New Child Poverty Strategy Is Last Chance for Coalition to Show It's Serious About Ending Child Poverty

This week's Child Poverty Strategy will set the course for the next three years - taking us halfway to the target date. There is no silver bullet for ending child poverty, and the strategy needs to work on a number of fronts.

The coalition government has repeatedly embraced its legal commitment to end child poverty by 2020. As part of this, it needs to publish a second national Child Poverty Strategy (CPS) by early April. The delays in getting out a draft - initially expected before Christmas, but now expected later this week - have given rise to feverish political speculation. But it's worth at this point taking a step back to think about the context in which the strategy is being launched - and why it matters.

The latest hints coming from within government suggest that we might be seeing a raft of measures - many repackaged existing measures, but perhaps new policies too - to tackle child poverty. Welcome, however, as the speculated reduced costs of utilities and extensions of free school meals would be to families, they need to be cast in a broader light. Projections from the Institute for Fiscal Studies suggest that we can expect not the eradication, or even a reduction, in child poverty by the end of a decade, but a vast increase, from 2.3 million today to 3.2 million in 2020.

The consequences of this failure will be enormous. Child poverty costs this country £29bn a year, which will rise to £35bn by 2020 if those projections prove accurate. And that's just the financial cost of condemning a whole generation of children to grow up in poverty, and have their life chances curtailed.

Most scandalous of all is that this is the result of political choices. The IFS make clear that what is driving increases in poverty over this Parliament is tax and benefit reforms, particularly cuts to support for families with children, and especially changes to how benefits are uprated. Various changes to uprating alone will account for almost half of total losses, the impact accelerating over time. At the macro level, the government is pursuing poverty-producing policies: money is being systematically taken out of poor households, year on year, and of child poverty being put on an upward slope as a result.

The CPS is expected to talk about getting parents into work, about education as a route out of poverty, and - as the leaked policies suggest - action on the cost of living. These are all important issues, and a coherent strategy would need to incorporate all of these areas. Yet with poverty high and rising dramatically; with two-thirds of children in poverty living in working families; and with more than 60% of benefit cuts falling on people in work, it is clear that small steps are not enough. Social security is being pared away, while the poverty-fighting potential of Universal Credit is being degraded by delays, complexities, and a series of cost-driven decisions to reduce support for the low paid.

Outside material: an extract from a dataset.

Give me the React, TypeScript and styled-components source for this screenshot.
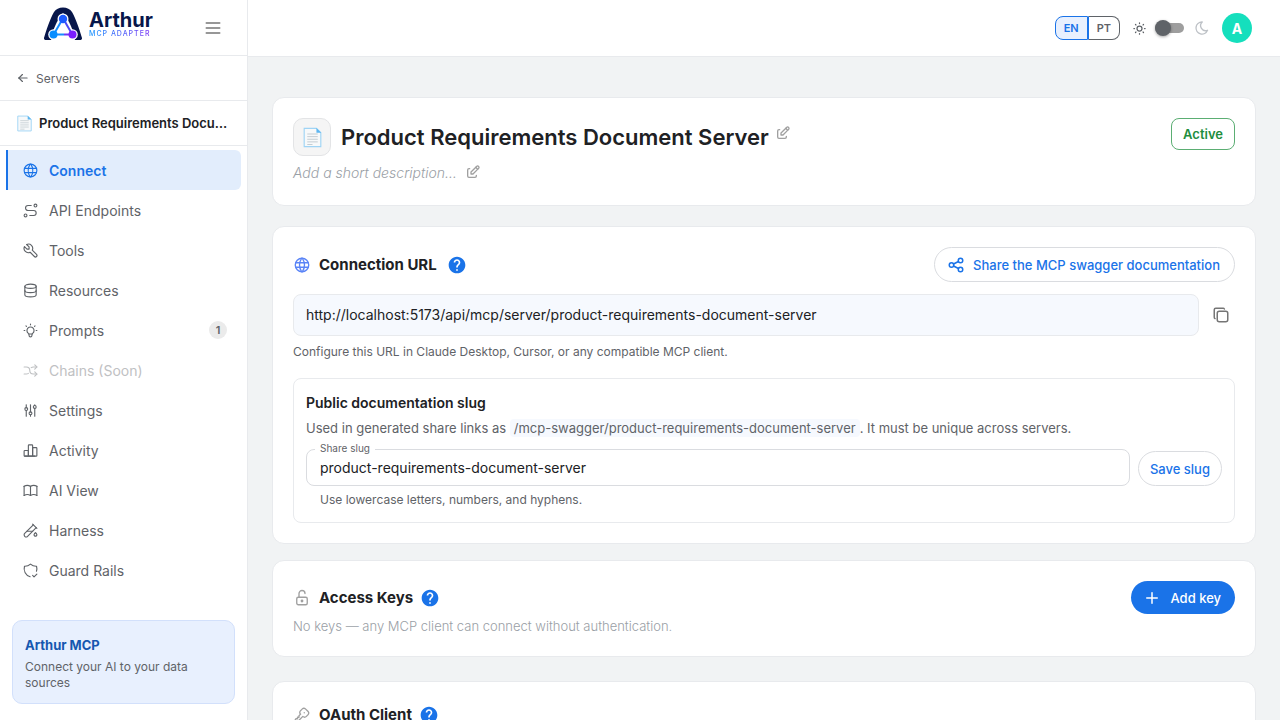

The importance of support to families has long been felt by children, their parents, and understood by the groups who work with them. And perhaps society more broadly is starting to wake up to the damage being wrought as that support is withdrawn. Last week's evidence on food banks - both a damning expression of desperate hardship and the tip of the iceberg - provoked arguments, claims and counterclaims. Public support for benefit changes has fallen.

This week's Child Poverty Strategy will set the course for the next three years - taking us halfway to the target date. There is no silver bullet for ending child poverty, and the strategy needs to work on a number of fronts. We welcome measures to improve educational outcomes, tackle low pay reduce the cost of living, and to extend services for families. And local authorities are taking the lead in much of this. Yet, in the face of the waves of cuts to family support, such approaches amount to swimming against the tide. This strategy is a last chance for the government to take seriously its binding legal and moral commitment. Small steps are not enough. It can and must take the big choice to end child poverty, once and for all.